We still believe that PPUs can influence and improve gaming, but it must be done in ways that make sense in improving gameplay, or at the very least improve things in ways not related to gameplay such that there's a clear benefit over the alternatives. City of Villains and similar games won't be able to sell the PPU (with the exceptions of wealthy die hard fans); that will have to come in the following years as games like CellFactor take root which implement the PPU in a more pervasive manner to create an undeniably more immersive experience.
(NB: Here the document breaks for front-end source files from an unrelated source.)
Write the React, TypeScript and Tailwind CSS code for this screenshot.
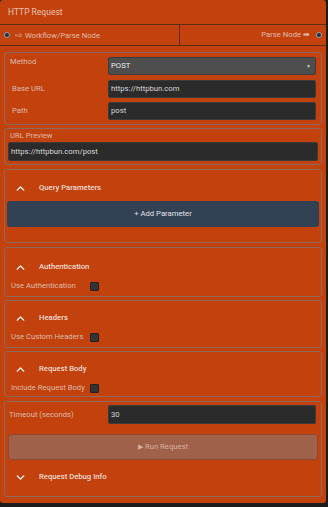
import React from "react";
import { ChevronUp, ChevronDown } from "lucide-react";

const FONT = "font-['Roboto','Liberation_Sans',sans-serif]";

function SectionHead({ title, open = true }: { title: string; open?: boolean }): React.ReactElement {
	return (
		<div className="flex items-center h-[14px] pl-[9px]">
			{open ? (
				<ChevronUp size={13} strokeWidth={2.5} className="text-white" />
			) : (
				<ChevronDown size={13} strokeWidth={2.5} className="text-white" />
			)}
			<span className="ml-[12px] font-medium text-[#f2ddd4]">{title}</span>
		</div>
	);
}

function CheckRow({ label }: { label: string }): React.ReactElement {
	return (
		<div className="flex items-center pl-[6px] h-[10px] leading-[10px]">
			<span className="w-[79px] text-[#dcbcae]">{label}</span>
			<span className="w-[9px] h-[9px] bg-[#333] border border-[#222] rounded-[1px]" />
		</div>
	);
}

function Handle(): React.ReactElement {
	return <span className="w-[6px] h-[6px] rounded-full bg-[#1f2937] border border-[#9ca3af] shrink-0" />;
}

const BOX = "border border-[#8e6a5a] rounded-[3px]";
const INPUT = "bg-[#2b2b2b] border border-[#3a3a3a] rounded-[2px] flex items-center px-[2px] text-[#d8d8d8]";

export default function App(): React.ReactElement {
	return (
		<div className={`w-[328px] h-[507px] bg-[#1c1c1c] ${FONT}`}>
			<div className="w-[326px] h-[503px] bg-[#c2410c] rounded-[3px] text-[7.7px] leading-[10px] flex flex-col">
				{/* Title bar */}
				<div className="h-[25px] flex items-center px-[8px] border-b border-[#5c2b12] text-[8.5px] text-[#e9c2b2]">
					HTTP Request
				</div>

				{/* Handles */}
				<div className="h-[21px] flex border-b border-[#5c2b12] text-[#e0bcad]">
					<div className="w-[180px] flex items-center gap-[5px] pl-[4px] border-r border-[#5c2b12]">
						<Handle />
						<span>
							<span className="text-[9px]">⇨</span> Workflow/Parse Node
						</span>
					</div>
					<div className="flex-1 flex items-center justify-end gap-[6px] pr-[4px]">
						<span>Parse Node ➡</span>
						<Handle />
					</div>
				</div>

				<div className="flex flex-col gap-[3px] px-[4px] pt-[6px]">
					{/* Request config */}
					<div className={`${BOX} px-[5px] pt-[4px] pb-[4px] grid grid-cols-[98px_1fr] gap-y-[4px] items-center`}>
						<span className="self-start text-[#dcbcae]">Method</span>
						<div className="h-[18px] mb-[1px] bg-[#4e4e4e] border border-[#3a3a3a] rounded-[2px] flex items-center justify-between px-[2px] text-[#ececec]">
							<span>POST</span>
							<span className="text-[5px] text-[#ccc] pr-[2px]">▼</span>
						</div>
						<span className="pl-[2px] text-[#dcbcae]">Base URL</span>
						<div className={`h-[18px] ${INPUT}`}>https://httpbun.com</div>
						<span className="pl-[2px] text-[#dcbcae]">Path</span>
						<div className={`h-[18px] ${INPUT}`}>post</div>
					</div>

					{/* URL preview */}
					<div className={`${BOX} px-[3px] pt-[2px] pb-[3px] mb-[1px]`}>
						<div className="pl-[2px] h-[10px] text-[#dcbcae]">URL Preview</div>
						<div className={`mt-[1px] h-[19px] ${INPUT}`}>https://httpbun.com/post</div>
					</div>

					{/* Query parameters */}
					<div className={`${BOX} pt-[11px] pb-[15px] mb-[1px]`}>
						<SectionHead title="Query Parameters" />
						<div className="px-[2px] mt-[6px]">
							<button className="w-full h-[26px] bg-[#334155] rounded-[3px] text-[#e0e3e8] flex items-center justify-center">
								+ Add Parameter
							</button>
						</div>
					</div>

					<div className={`${BOX} pt-[12px] pb-[5px]`}>
						<SectionHead title="Authentication" />
						<div className="mt-[7px]">
							<CheckRow label="Use Authentication" />
						</div>
					</div>

					<div className={`${BOX} pt-[10px] pb-[5px]`}>
						<SectionHead title="Headers" />
						<div className="mt-[7px]">
							<CheckRow label="Use Custom Headers" />
						</div>
					</div>

					<div className={`${BOX} pt-[10px] pb-[3px] mb-[1px]`}>
						<SectionHead title="Request Body" />
						<div className="mt-[7px]">
							<CheckRow label="Include Request Body" />
						</div>
					</div>

					{/* Timeout + run */}
					<div className={`${BOX} px-[3px] pt-[3px] pb-[12px]`}>
						<div className="grid grid-cols-[100px_1fr] items-center pr-[2px]">
							<span className="pl-[1px] text-[#dcbcae]">Timeout (seconds)</span>
							<div className={`h-[19px] ${INPUT}`}>30</div>
						</div>
						<button className="mt-[10px] w-full h-[26px] bg-[#a0614a] border border-[#8a4a34] rounded-[3px] text-[#d6b0a0] flex items-center justify-center gap-[2px]">
							<span className="text-[7px]">▶</span>
							<span>Run Request</span>
						</button>
						<div className="mt-[10px] -mx-[3px]">
							<SectionHead title="Request Debug Info" open={false} />
						</div>
					</div>
				</div>
			</div>
		</div>
	);
}
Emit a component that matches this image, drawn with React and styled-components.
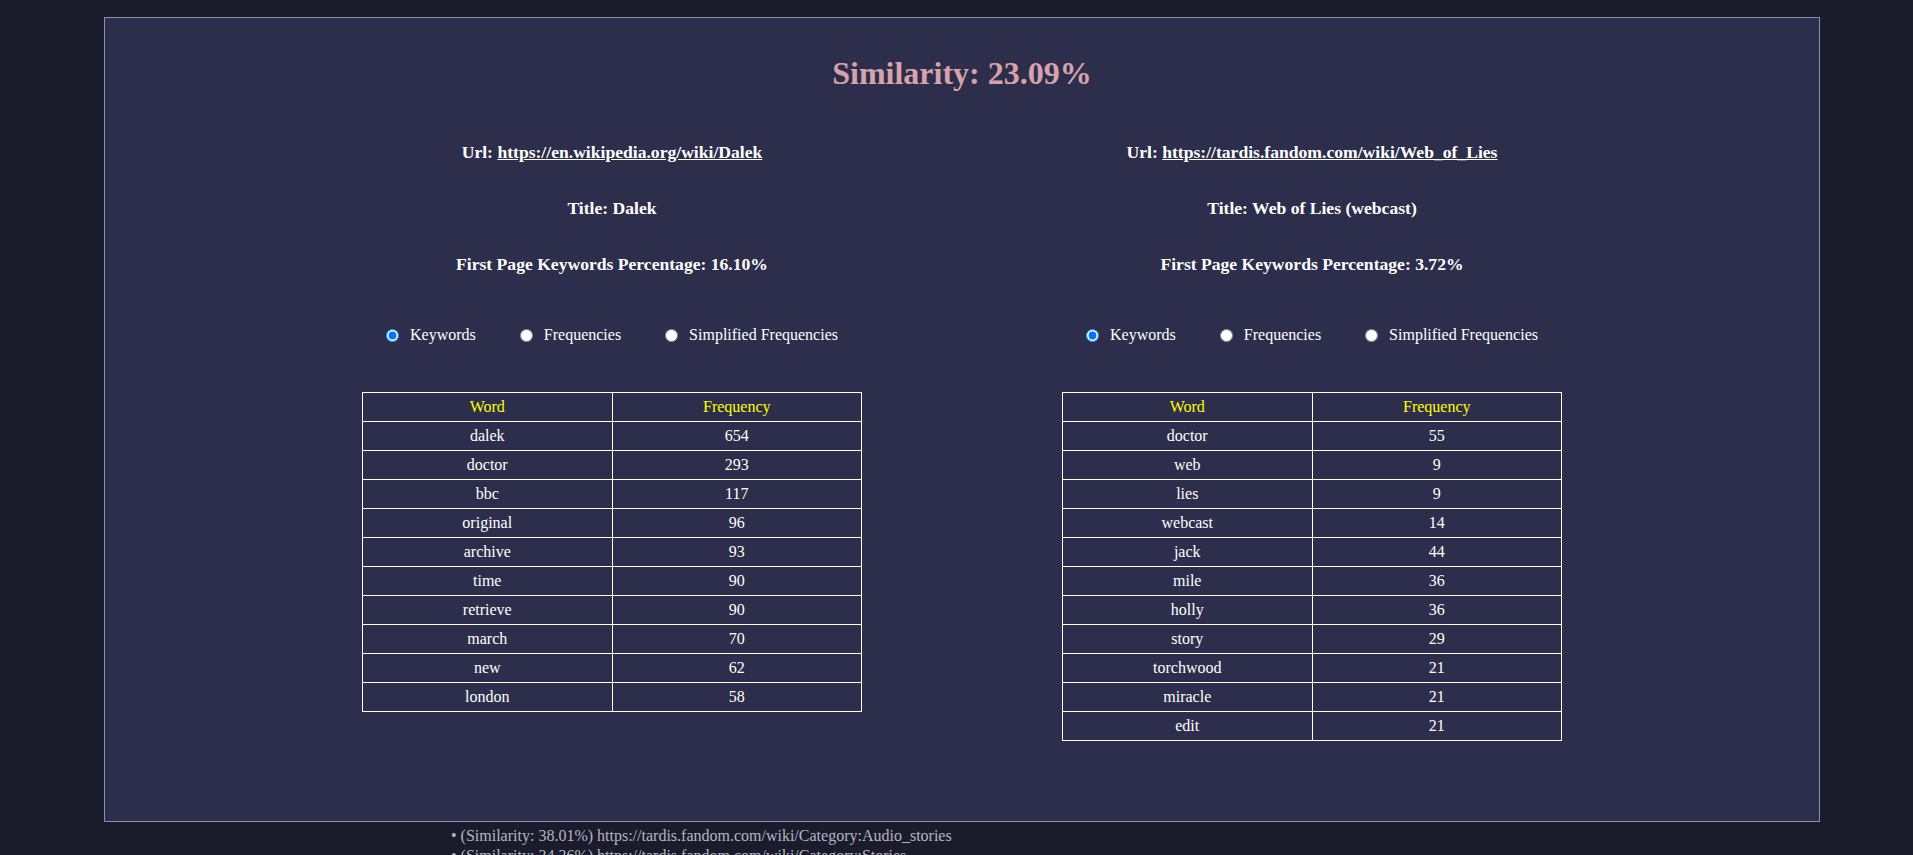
import React from "react";
import styled, { createGlobalStyle } from "styled-components";

const GlobalStyle = createGlobalStyle`
  html, body {
    margin: 0;
    padding: 0;
    background: #1b1c2b;
    font-family: "Liberation Serif", "Times New Roman", serif;
    color: #ffffff;
  }
`;

const left = {
  url: "https://en.wikipedia.org/wiki/Dalek",
  title: "Dalek",
  percentage: "16.10%",
  rows: [
    ["dalek", 654],
    ["doctor", 293],
    ["bbc", 117],
    ["original", 96],
    ["archive", 93],
    ["time", 90],
    ["retrieve", 90],
    ["march", 70],
    ["new", 62],
    ["london", 58],
  ],
};

const right = {
  url: "https://tardis.fandom.com/wiki/Web_of_Lies",
  title: "Web of Lies (webcast)",
  percentage: "3.72%",
  rows: [
    ["doctor", 55],
    ["web", 9],
    ["lies", 9],
    ["webcast", 14],
    ["jack", 44],
    ["mile", 36],
    ["holly", 36],
    ["story", 29],
    ["torchwood", 21],
    ["miracle", 21],
    ["edit", 21],
  ],
};

const related = [
  ["38.01%", "https://tardis.fandom.com/wiki/Category:Audio_stories"],
  ["34.36%", "https://tardis.fandom.com/wiki/Category:Stories"],
  ["31.12%", "https://tardis.fandom.com/wiki/Dalek"],
  ["29.54%", "https://tardis.fandom.com/wiki/Torchwood"],
];

const PageSide = ({ side, name }) => (
  <Column>
    <Info>
      Url: <Link href={side.url}>{side.url}</Link>
    </Info>
    <Info>Title: {side.title}</Info>
    <Info>First Page Keywords Percentage: {side.percentage}</Info>
    <Options>
      <Option>
        <Radio type="radio" name={name} defaultChecked />
        Keywords
      </Option>
      <Option>
        <Radio type="radio" name={name} />
        Frequencies
      </Option>
      <Option>
        <Radio type="radio" name={name} />
        Simplified Frequencies
      </Option>
    </Options>
    <Table>
      <thead>
        <tr>
          <Head>Word</Head>
          <Head>Frequency</Head>
        </tr>
      </thead>
      <tbody>
        {side.rows.map(([word, freq]) => (
          <tr key={word}>
            <Cell>{word}</Cell>
            <Cell>{freq}</Cell>
          </tr>
        ))}
      </tbody>
    </Table>
  </Column>
);

const App = () => {
  return (
    <>
      <GlobalStyle />
      <Page>
        <Panel>
          <Heading>Similarity: 23.09%</Heading>
          <Columns>
            <PageSide side={left} name="left-view" />
            <PageSide side={right} name="right-view" />
          </Columns>
        </Panel>
        <Related>
          {related.map(([score, url]) => (
            <li key={url}>
              (Similarity: {score}) {url}
            </li>
          ))}
        </Related>
      </Page>
    </>
  );
};

const Page = styled.div`
  padding: 17px 0 40px 104px;
`;

const Panel = styled.section`
  width: 1714px;
  height: 803px;
  box-sizing: content-box;
  background: #2d2e4b;
  border: 1px solid #8c8fa3;
`;

const Heading = styled.h1`
  margin: 37px 0 0;
  font-size: 32px;
  line-height: 37px;
  text-align: center;
  color: #d6a3aa;
`;

const Columns = styled.div`
  display: grid;
  grid-template-columns: 700px 700px;
  justify-content: center;
  margin-top: 50px;
`;

const Column = styled.div`
  display: flex;
  flex-direction: column;
  align-items: center;
`;

const Info = styled.div`
  font-size: 17.6px;
  font-weight: bold;
  line-height: 20px;
  margin-bottom: 36px;
`;

const Link = styled.a`
  color: #ffffff;
  text-decoration: underline;
`;

const Options = styled.div`
  display: flex;
  align-items: center;
  gap: 44px;
  margin-top: 16px;
  font-size: 16px;
  line-height: 18px;
`;

const Option = styled.label`
  display: inline-flex;
  align-items: center;
`;

const Radio = styled.input`
  width: 13px;
  height: 13px;
  margin: 0 11px 0 0;
`;

const Table = styled.table`
  width: 500px;
  margin-top: 48px;
  border-collapse: collapse;
  border: 1px solid #ffffff;
  font-size: 16px;
`;

const Head = styled.th`
  width: 50%;
  height: 28px;
  padding: 0;
  border: 1px solid #ffffff;
  color: #ffff00;
  font-weight: normal;
  text-align: center;
`;

const Cell = styled.td`
  height: 28px;
  padding: 0;
  border: 1px solid #ffffff;
  text-align: center;
  color: #ffffff;
`;

const Related = styled.ul`
  list-style: none;
  margin: 4px 0 0;
  padding: 0 0 0 347px;
  font-size: 16px;
  line-height: 20px;
  color: #b4b4c4;

  li::before {
    content: "• ";
  }
`;

export default App;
If AGEIA could even promise a consistent 25% performance boost over software mode in several games, more people would be interested in the technology. The problem is, many games are completely GPU limited, so faster physics processing doesn't necessarily help. What we end up with is the classic chicken vs. egg problem: without a large installed base of PPUs, how many developers will even bother to try and take advantage of the technology, and without software that takes advantage of the technology, who will want to buy the hardware? ATI and NVIDIA are also working on trying to accelerate physics with their GPUs, and every gamer will already have that technology available. GPU-based physics calculations might not be a good solution in games that are already GPU limited, but faster processors and PPUs won't help such games either.